While Shults was detained awaiting trial on the wire fraud charges, he allegedly made threats against Judge Guilford to inmate Carlos Galeana. (See Doc. 124 at 15.) According to Galeana, Shults was angry that Judge Guilford did not release him on bond and stated he was going to “horse F” Guilford and “bury” him. (Id. at 15:12-14.) Galeana later reported these threats. (Id. at 16:19-25.)
B. Retaliation case
By May 2016, Shults was incarcerated at Taft Correctional Institution serving his 90-month sentence on the wire fraud charges. At Taft, inmate and later trial witness, William Knox, heard Shults threaten to assault Judge Guilford in retaliation for the judge's rulings during the prosecution of Shults' wire fraud case.

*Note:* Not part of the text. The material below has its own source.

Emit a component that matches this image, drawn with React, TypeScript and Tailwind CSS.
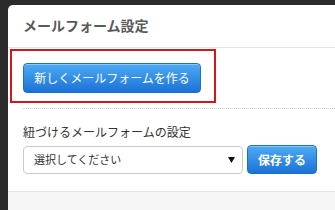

FBI Agents met with Knox on various occasions beginning in September 2016, during which Knox reported Shults' statements about Judge Guilford. (See Doc. 105 at 4-5 ¶¶ 8-15.) Shults reportedly offered to Knox that he would take care of both of their sentencing judges, if Knox “would provide the funds.” (Doc. 105 at 4-5 ¶ 8.) Shults was recorded stating, among other things, “I'm going to humiliate [Judge Guilford] first, then I'm going to get rid of him.” (Doc. 125 at 209:2-5.) Shults also stated he was “hunting” Judge Guilford, and described scenarios where Judge Guilford could be “whack[ed]” out. (Id. at 206:8-12, 211:1-2; see also Doc. 130-1 at 69-71.) For example, it was reported that Shults told Knox that “he knew everything about Judge [Guilford], including where he lived, his friends, the country club to which he belonged, and that he played basketball” on certain nights. (Doc. 105 at 5-6 ¶¶ 13, 16.) By November 2016, Shults indicated that he had a contact at the law firm where Judge Guilford had worked prior to becoming a federal judge. (Id. at 5 ¶ 14.) “[Knox] told Shults about Judge [Guilford's] routines and memberships.” (Id.) Eventually, on December 11, 2016, Knox wore a recording device provided by the FBI for the purposes of recording Shults' threats. (Id. at 6 ¶ 16.)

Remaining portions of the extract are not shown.